■ The request ■
Starting with the first line of the data below, copy each line up to and including the one containing "1056q0 5-1 7-64". Pictures stay out.

■ Provided data ■
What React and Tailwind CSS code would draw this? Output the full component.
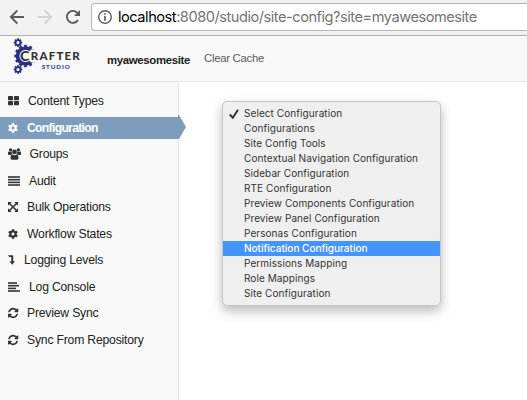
import React from "react";
import { FaCog } from "react-icons/fa";

const REFRESH =
  "M1511 1056q0 5-1 7-64 268-268 434.5t-478 166.5q-146 0-282.5-55t-243.5-157l-129 129q-19 19-45 19t-45-19-19-45v-448q0-26 19-45t45-19h448q26 0 45 19t19 45-19 45l-137 137q71 66 161 102t187 36q134 0 250-65t186-179q11-17 53-117 8-23 30-23h192q13 0 22.5 9.5t9.5 22.5zm25-800v448q0 26-19 45t-45 19h-448q-26 0-45-19t-19-45 19-45l138-138q-148-137-349-137-134 0-250 65t-186 179q-11 17-53 117-8 23-30 23h-199q-13 0-22.5-9.5t-9.5-22.5v-7q65-268 270-434.500t480-166.500q146 0 284 55.500t245 156.500l130-129q19-19 45-19t45 19 19 45z";

const Grid = () => (
  <svg className="h-[11px] w-[11px]" viewBox="0 0 11 11" fill="currentColor">
    <rect x="0" y="1" width="5" height="4.200" rx=".8" />
    <rect x="6" y="1" width="5" height="4.200" rx=".8" />
    <rect x="0" y="6" width="5" height="4.200" rx=".8" />
    <rect x="6" y="6" width="5" height="4.200" rx=".8" />
  </svg>
);
const Gear = () => <FaCog className="h-[10px] w-[10px]" />;
const Group = () => (
  <svg className="h-[12px] w-[13px]" viewBox="0 0 13 12" fill="currentColor">
    <circle cx="2.600" cy="2" r="1.700" />
    <circle cx="10.400" cy="2" r="1.700" />
    <circle cx="6.500" cy="3.900" r="2.400" />
    <path d="M0 6.300V4.700Q0 3.400 1 3.500Q2.500 4.500 3.700 3.800Q3.700 5.300 4.400 6.200Q3.400 6.300 2.800 7H1Q0 7 0 6.300ZM13 6.300V4.700Q13 3.400 12 3.500Q10.500 4.500 9.300 3.800Q9.300 5.300 8.600 6.200Q9.600 6.300 10.200 7H12Q13 7 13 6.300Z" />
    <path d="M2.500 10Q2.500 6.600 4.300 6.500Q6.500 8 8.700 6.500Q10.500 6.600 10.500 10Q10.500 11.700 9 11.700H4Q2.500 11.700 2.500 10Z" />
  </svg>
);
const Justify = () => (
  <svg className="h-[10px] w-[12px]" viewBox="0 0 12 10" fill="currentColor">
    <rect y=".2" width="12" height="1.600" />
    <rect y="2.900" width="12" height="1.600" />
    <rect y="5.600" width="12" height="1.600" />
    <rect y="8.200" width="12" height="1.600" />
  </svg>
);
const Left = () => (
  <svg className="h-[10px] w-[12px]" viewBox="0 0 12 10" fill="currentColor">
    <rect y=".2" width="9" height="1.600" />
    <rect y="2.900" width="11" height="1.600" />
    <rect y="5.600" width="8" height="1.600" />
    <rect y="8.200" width="12" height="1.600" />
  </svg>
);
const Expand = () => (
  <svg className="h-[10px] w-[10px]" viewBox="0 0 10 10" fill="currentColor">
    <path d="M0 0H3.800L0 3.800ZM10 0V3.800L6.200 0ZM0 10V6.200L3.800 10ZM10 10H6.200L10 6.200Z" />
    <path d="M1.500 1.500L8.500 8.500M8.500 1.500L1.500 8.500" stroke="currentColor" strokeWidth="1.500" />
  </svg>
);
const Level = () => (
  <svg className="h-[10px] w-[7px]" viewBox="0 0 7 10" fill="currentColor">
    <path d="M0 .3H4.500Q5.200 .3 5.200 1V6.300H7L4.200 9.800L1.500 6.300H3.300V2H1.300Z" />
  </svg>
);
const Refresh = () => (
  <svg className="h-[12px] w-[12px] -ml-[0.5px]" viewBox="0 0 1792 1792" fill="currentColor">
    <path d={REFRESH} />
  </svg>
);

const NAV = [
  { label: "Content Types", Icon: Grid, pad: "pl-[28px]", h: "h-[27px]" },
  { label: "Configuration", Icon: Gear, pad: "pl-[27px]", h: "h-[27px]", active: true },
  { label: "Groups", Icon: Group, pad: "pl-[29.5px]", h: "h-[26px]" },
  { label: "Audit", Icon: Justify, pad: "pl-[29px]", h: "h-[27px]" },
  { label: "Bulk Operations", Icon: Expand, pad: "pl-[27px]", h: "h-[26px]" },
  { label: "Workflow States", Icon: Gear, pad: "pl-[27px]", h: "h-[27px]" },
  { label: "Logging Levels", Icon: Level, pad: "pl-[24px]", h: "h-[26px]" },
  { label: "Log Console", Icon: Left, pad: "pl-[29px]", h: "h-[27px]" },
  { label: "Preview Sync", Icon: Refresh, pad: "pl-[27px]", h: "h-[26px]" },
  { label: "Sync From Repository", Icon: Refresh, pad: "pl-[27px]", h: "h-[27px]" },
];

const OPTIONS = [
  "Select Configuration",
  "Configurations",
  "Site Config Tools",
  "Contextual Navigation Configuration",
  "Sidebar Configuration",
  "RTE Configuration",
  "Preview Components Configuration",
  "Preview Panel Configuration",
  "Personas Configuration",
  "Notification Configuration",
  "Permissions Mapping",
  "Role Mappings",
  "Site Configuration",
];

function Cog({ cx, cy, r, hole, teeth, tooth }) {
  return (
    <g transform={`translate(${cx} ${cy})`}>
      {Array.from({ length: teeth }, (_, i) => (
        <rect
          key={i}
          x={-tooth / 2}
          y={-r - tooth * 0.5}
          width={tooth}
          height={tooth}
          transform={`rotate(${(i * 360) / teeth})`}
          fill="#2b3180"
        />
      ))}
      <circle r={(r + hole) / 2} fill="none" stroke="#2b3180" strokeWidth={r - hole} />
    </g>
  );
}

function Logo() {
  return (
    <svg className="h-[38px] w-[68px] shrink-0" viewBox="0 0 68 38">
      <Cog cx={5} cy={5.600} r={3.300} hole={1.600} teeth={8} tooth={1.900} />
      <Cog cx={5} cy={32.500} r={3.300} hole={1.600} teeth={8} tooth={1.900} />
      <Cog cx={12.500} cy={19} r={9.800} hole={5.200} teeth={12} tooth={2.800} />
      <path d="M12.500 19L18 12.500H28V25.500H18Z" fill="#f8f8f8" />
      <g fontFamily="Lato, sans-serif" fontWeight="900">
        <text x="7" y="23.800" fontSize="14" fill="#333" stroke="#f8f8f8" strokeWidth="2" paintOrder="stroke">C</text>
        <text x="17.800" y="23.300" fontSize="11.500" fill="#333" textLength="49">RAFTER</text>
        <text x="28.700" y="32" fontSize="6.200" fill="#363d91" textLength="28">STUDIO</text>
      </g>
    </svg>
  );
}

function BrowserBar() {
  return (
    <div className="flex h-[36px] items-start border-b border-[#b1b1b1] bg-[#f2f2f2] pl-[9px]">
      <svg className="mt-[8px] h-[18px] w-[73px] shrink-0" viewBox="0 0 73 18" fill="none" strokeWidth="1.800">
        <path d="M15 9H2M8.300 2.500L1.800 9L8.300 15.500" stroke="#5a5a5a" />
        <path d="M29 9H42M35.700 2.500L42.200 9L35.700 15.500" stroke="#d2d2d2" />
        <path d="M69 12A6 6 0 1 1 68.300 4.800L70 6.500" stroke="#5a5a5a" />
        <path d="M71 2V8H65Z" fill="#5a5a5a" />
      </svg>
      <div className="ml-[9px] mt-[3px] flex h-[28px] flex-1 items-center rounded-l-[4px] border border-r-0 border-[#b4b4b4] bg-white pl-[5px]">
        <svg className="h-[16px] w-[16px] shrink-0" viewBox="0 0 16 16" fill="none" stroke="#5f5f5f" strokeWidth="1.400">
          <circle cx="8" cy="8" r="6.300" />
          <path d="M8 7V11.700M8 4.200V5.700" strokeWidth="1.700" />
        </svg>
        <span className="ml-[5px] whitespace-nowrap font-['Inter',sans-serif] text-[14.6px] leading-[26px] tracking-[-0.47px] text-[#747474]">
          <span className="text-black">localhost</span>:8080/studio/site-config?site=myawesomesite
        </span>
      </div>
    </div>
  );
}

export default function App() {
  return (
    <div className="flex h-[400px] w-[527px] flex-col overflow-hidden bg-white font-['Liberation_Sans',Arial,sans-serif]">
      <BrowserBar />
      <header className="flex h-[46px] shrink-0 items-start border-b border-[#e5e5e5] bg-[#f8f8f8] pl-[13px]">
        <div className="mt-[1px]"><Logo /></div>
        <span className="ml-[26px] mt-[16px] w-[83px] whitespace-nowrap text-[11.4px] font-bold leading-[16px] tracking-[-0.33px] text-[#222]">myawesomesite</span>
        <span className="ml-[14px] mt-[14px] text-[11.4px] leading-[16px] tracking-[-0.3px] text-[#5c5c5c]">Clear Cache</span>
      </header>
      <div className="flex min-h-0 flex-1">
        <nav className="w-[179px] shrink-0 border-r border-[#e5e5e5] bg-[#f8f8f8] pt-[5px]">
          {NAV.map(({ label, Icon, pad, h, active }) => (
            <div key={label} className={`relative flex items-center ${h} ${pad}`}>
              {active && (
                <>
                  <div className="absolute inset-x-0 top-[3px] h-[22px] w-[179px] bg-[#7e9dbd]" />
                  <svg className="absolute left-[178px] top-[1px] h-[24px] w-[8px]" viewBox="0 0 8 24">
                    <path d="M0 0H1L8 12L1 24H0Z" fill="#7e9dbd" />
                  </svg>
                </>
              )}
              <span className={`absolute left-[8px] flex h-full items-center ${active ? "text-white" : "text-[#333]"}`}>
                <Icon />
              </span>
              <span
                className={`relative whitespace-nowrap text-[12.2px] leading-[16px] ${
                  active ? "font-bold tracking-[-0.7px] text-white" : "tracking-[-0.2px] text-[#222]"
                }`}
              >
                {label}
              </span>
            </div>
          ))}
        </nav>
        <main className="flex-1 pl-[43px] pt-[19px]">
          <div className="h-[205px] w-[219px] rounded-[5px] border border-[#c3c7c6] bg-[#efefef] pt-[4px] shadow-[0_5px_12px_rgba(0,0,0,0.28)]">
            {OPTIONS.map((option, i) => (
              <div
                key={option}
                className={`flex h-[15px] items-center ${i === 9 ? "bg-[#4594fc] font-medium text-white" : "text-[#333]"}`}
              >
                <span className="flex w-[21px] justify-center">
                  {i === 0 && (
                    <svg className="h-[10px] w-[10px]" viewBox="0 0 10 10" fill="none" stroke="currentColor" strokeWidth="2">
                      <path d="M.8 5.500L3.800 8.700L9 .8" />
                    </svg>
                  )}
                </span>
                <span
                  className={`whitespace-nowrap font-['Inter',sans-serif] text-[10px] leading-[15px] ${
                    i === 9 ? "tracking-[0px]" : "tracking-[0.08px]"
                  }`}
                >
                  {option}
                </span>
              </div>
            ))}
          </div>
        </main>
      </div>
    </div>
  );
}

■ Output for this exercise ■
What React and Tailwind CSS code would draw this? Output the full component.
import React from "react";
import { FaCog } from "react-icons/fa";

const REFRESH =
  "M1511 1056q0 5-1 7-64 268-268 434.5t-478 166.5q-146 0-282.5-55t-243.5-157l-129 129q-19 19-45 19t-45-19-19-45v-448q0-26 19-45t45-19h448q26 0 45 19t19 45-19 45l-137 137q71 66 161 102t187 36q134 0 250-65t186-179q11-17 53-117 8-23 30-23h192q13 0 22.5 9.5t9.5 22.5zm25-800v448q0 26-19 45t-45 19h-448q-26 0-45-19t-19-45 19-45l138-138q-148-137-349-137-134 0-250 65t-186 179q-11 17-53 117-8 23-30 23h-199q-13 0-22.5-9.5t-9.5-22.5v-7q65-268 270-434.500t480-166.500q146 0 284 55.500t245 156.500l130-129q19-19 45-19t45 19 19 45z";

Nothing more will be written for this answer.